The pros and cons of this one are the same as the previous but it is cheaper and has a more compact size.


Nikon 13-30x50mm FieldScope ED 50 Straight

Arriving to a different range of Nikon spotting scopes, the 13-30X50mm ED 50 is among the best in its league. With only 13 to 30 times magnification power, this spotting scope is limited to particular activities but allows the user to get the best quality for objects at a moderate distance.

Its 50mm objective lens is smaller than the other ones but is enough for close observing. I mean at 30X, the 50mm delivers good brightness and great contrast.

PROS:

  • Equipped with ED extra-low dispersion glass for best quality and resolution
  • Can be used with different Fieldscope eyepieces
  • Equipped with built-in sunshade to protect against excessive sunlight
  • Super light (only 450 grams) which makes it among the most portable products in Nikon spotting scopes range
  • Water and fog proof.

CONS:

  • Not suitable for long range observing

Nikon ProStaff 3 16-48x60mm

Another product of the close range observing spotting scopes is the Prostaff 3 which comes with a 16 to 48 times magnification power and 60mm wide objective lens.

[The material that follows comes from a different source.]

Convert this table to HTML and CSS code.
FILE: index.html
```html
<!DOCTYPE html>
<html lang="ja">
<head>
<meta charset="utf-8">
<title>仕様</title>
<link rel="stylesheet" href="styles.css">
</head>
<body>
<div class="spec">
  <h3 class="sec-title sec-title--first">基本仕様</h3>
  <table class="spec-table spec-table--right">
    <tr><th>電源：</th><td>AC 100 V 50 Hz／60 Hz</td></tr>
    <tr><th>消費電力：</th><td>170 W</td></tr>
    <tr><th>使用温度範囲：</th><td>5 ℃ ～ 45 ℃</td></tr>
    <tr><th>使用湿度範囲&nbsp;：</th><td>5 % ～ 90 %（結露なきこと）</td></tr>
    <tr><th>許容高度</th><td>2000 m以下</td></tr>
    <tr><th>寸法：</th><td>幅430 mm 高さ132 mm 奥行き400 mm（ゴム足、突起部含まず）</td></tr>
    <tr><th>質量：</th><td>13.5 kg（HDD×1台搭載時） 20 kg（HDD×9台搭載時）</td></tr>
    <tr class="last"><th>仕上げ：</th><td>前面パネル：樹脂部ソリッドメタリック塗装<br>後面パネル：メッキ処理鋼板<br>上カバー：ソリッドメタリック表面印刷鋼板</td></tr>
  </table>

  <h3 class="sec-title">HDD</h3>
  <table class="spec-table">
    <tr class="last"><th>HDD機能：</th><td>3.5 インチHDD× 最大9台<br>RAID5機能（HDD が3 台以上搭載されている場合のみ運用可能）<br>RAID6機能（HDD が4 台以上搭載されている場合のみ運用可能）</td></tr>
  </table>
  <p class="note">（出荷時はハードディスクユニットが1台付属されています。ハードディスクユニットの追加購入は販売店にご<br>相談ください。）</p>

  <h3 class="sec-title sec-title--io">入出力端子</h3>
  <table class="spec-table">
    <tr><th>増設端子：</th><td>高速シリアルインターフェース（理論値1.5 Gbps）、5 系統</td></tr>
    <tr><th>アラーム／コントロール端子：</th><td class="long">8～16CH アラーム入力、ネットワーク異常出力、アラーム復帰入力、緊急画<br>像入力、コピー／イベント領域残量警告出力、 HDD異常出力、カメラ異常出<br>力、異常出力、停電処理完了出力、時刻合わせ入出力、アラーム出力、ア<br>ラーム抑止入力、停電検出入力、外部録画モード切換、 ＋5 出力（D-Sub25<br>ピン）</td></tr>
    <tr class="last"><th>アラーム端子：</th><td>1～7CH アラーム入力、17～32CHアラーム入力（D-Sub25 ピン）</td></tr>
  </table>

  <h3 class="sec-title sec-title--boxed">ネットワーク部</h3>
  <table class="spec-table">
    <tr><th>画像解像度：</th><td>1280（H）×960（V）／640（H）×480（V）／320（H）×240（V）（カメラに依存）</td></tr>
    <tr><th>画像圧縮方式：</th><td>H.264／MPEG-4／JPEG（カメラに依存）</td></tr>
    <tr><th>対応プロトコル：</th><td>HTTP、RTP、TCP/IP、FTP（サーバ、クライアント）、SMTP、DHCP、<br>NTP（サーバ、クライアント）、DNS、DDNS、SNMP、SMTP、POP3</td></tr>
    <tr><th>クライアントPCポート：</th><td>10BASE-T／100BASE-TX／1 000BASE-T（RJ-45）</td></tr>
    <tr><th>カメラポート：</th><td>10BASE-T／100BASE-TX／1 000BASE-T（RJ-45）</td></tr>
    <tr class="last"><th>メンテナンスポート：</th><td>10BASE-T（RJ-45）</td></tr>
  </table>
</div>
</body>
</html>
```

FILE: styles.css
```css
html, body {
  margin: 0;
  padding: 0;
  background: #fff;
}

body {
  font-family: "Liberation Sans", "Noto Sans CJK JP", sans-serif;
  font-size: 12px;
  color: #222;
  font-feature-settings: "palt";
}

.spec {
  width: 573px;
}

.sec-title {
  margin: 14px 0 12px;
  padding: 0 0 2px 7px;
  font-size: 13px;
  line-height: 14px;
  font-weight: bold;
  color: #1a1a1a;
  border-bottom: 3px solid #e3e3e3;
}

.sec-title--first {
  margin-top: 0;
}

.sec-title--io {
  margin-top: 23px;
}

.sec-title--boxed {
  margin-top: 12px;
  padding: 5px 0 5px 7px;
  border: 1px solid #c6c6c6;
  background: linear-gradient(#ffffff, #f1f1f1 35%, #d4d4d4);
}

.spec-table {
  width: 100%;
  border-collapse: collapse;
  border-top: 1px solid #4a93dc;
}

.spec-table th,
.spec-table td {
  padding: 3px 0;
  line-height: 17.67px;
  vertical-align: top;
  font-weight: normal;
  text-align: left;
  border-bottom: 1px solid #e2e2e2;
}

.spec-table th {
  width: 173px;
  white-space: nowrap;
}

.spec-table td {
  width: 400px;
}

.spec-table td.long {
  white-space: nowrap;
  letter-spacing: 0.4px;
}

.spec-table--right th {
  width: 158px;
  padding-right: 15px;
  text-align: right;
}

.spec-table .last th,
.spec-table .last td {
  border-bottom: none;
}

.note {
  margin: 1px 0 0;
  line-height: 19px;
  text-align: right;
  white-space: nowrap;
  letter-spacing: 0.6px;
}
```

The 60 mm objective lens is pretty good at 48X in terms of performance. This straight spotting scope is considered is one-of-a-kind since it delivers decent results in a very light package and allows users to observe wildlife during different moments of the day even sunrise or sunset when the light is fading. It’s not very powerful or high-end though, so its applications are limited.

PROS:

  • Fully rubber armored for protection.
  • Tripod included
  • Case included
  • Very light for packing (450 grams and 300mm)
  • Water and fog proof

CONS:

  • Focus is not very sharp
  • Focus ring is not well integrated (hard to turn)
  • Significant quality decrease above 25X magnification
  • The included tripod is all plastic and very sensitive to shocks
  • Eye relief not comfortable

Finally, I would like to say that all Nikon products are well-made and carefully manufactured, including Nikon spotting scopes that make a significant mark in the evolution of spotting scopes. It is true that Nikon spotting scopes are not the best on the market but their quality versus price ratio is very good, since you will receive top quality glass and nice features for a relatively low cost.